-- RECORDS FOR PROCESSING start --

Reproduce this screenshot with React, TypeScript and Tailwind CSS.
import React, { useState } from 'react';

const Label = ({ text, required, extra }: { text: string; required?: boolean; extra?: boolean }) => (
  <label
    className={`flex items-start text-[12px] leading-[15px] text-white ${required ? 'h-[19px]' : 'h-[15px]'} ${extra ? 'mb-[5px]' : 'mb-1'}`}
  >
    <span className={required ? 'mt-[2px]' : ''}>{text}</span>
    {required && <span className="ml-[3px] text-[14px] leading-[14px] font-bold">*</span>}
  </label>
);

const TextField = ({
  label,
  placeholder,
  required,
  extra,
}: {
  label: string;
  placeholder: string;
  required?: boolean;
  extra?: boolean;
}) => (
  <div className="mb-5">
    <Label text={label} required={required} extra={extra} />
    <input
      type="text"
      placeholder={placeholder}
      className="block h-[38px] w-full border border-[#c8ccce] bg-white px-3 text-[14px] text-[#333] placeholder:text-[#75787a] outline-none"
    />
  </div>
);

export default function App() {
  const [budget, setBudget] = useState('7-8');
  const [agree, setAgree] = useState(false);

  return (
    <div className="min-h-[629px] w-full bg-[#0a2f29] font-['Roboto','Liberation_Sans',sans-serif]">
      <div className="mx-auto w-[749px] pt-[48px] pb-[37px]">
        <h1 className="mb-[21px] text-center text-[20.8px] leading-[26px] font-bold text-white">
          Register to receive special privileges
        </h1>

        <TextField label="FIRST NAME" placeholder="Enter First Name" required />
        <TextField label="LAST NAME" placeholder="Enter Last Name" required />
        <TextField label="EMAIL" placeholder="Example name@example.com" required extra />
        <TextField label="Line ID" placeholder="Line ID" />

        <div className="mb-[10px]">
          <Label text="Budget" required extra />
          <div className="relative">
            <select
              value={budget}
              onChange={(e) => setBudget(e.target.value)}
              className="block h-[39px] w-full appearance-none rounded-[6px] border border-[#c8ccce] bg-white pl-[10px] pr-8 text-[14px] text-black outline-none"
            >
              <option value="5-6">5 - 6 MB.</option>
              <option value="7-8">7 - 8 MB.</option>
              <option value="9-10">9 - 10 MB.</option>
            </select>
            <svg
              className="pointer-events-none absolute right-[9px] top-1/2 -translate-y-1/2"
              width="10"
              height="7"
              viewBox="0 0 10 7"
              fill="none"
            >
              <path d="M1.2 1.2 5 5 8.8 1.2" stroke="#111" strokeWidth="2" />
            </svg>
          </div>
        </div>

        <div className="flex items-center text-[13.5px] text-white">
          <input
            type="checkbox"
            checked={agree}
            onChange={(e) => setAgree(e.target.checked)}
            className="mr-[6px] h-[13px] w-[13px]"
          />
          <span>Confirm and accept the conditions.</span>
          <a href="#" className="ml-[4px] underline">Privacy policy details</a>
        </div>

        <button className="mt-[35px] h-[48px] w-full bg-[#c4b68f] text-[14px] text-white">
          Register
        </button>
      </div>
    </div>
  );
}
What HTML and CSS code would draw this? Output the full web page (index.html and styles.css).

-- RECORDS FOR PROCESSING end --

* **SHORT PROBLEM**
Show, from the material above, each line that includes the string "React".

* **ANSWER TO THE TASK**
Reproduce this screenshot with React, TypeScript and Tailwind CSS.
import React, { useState } from 'react';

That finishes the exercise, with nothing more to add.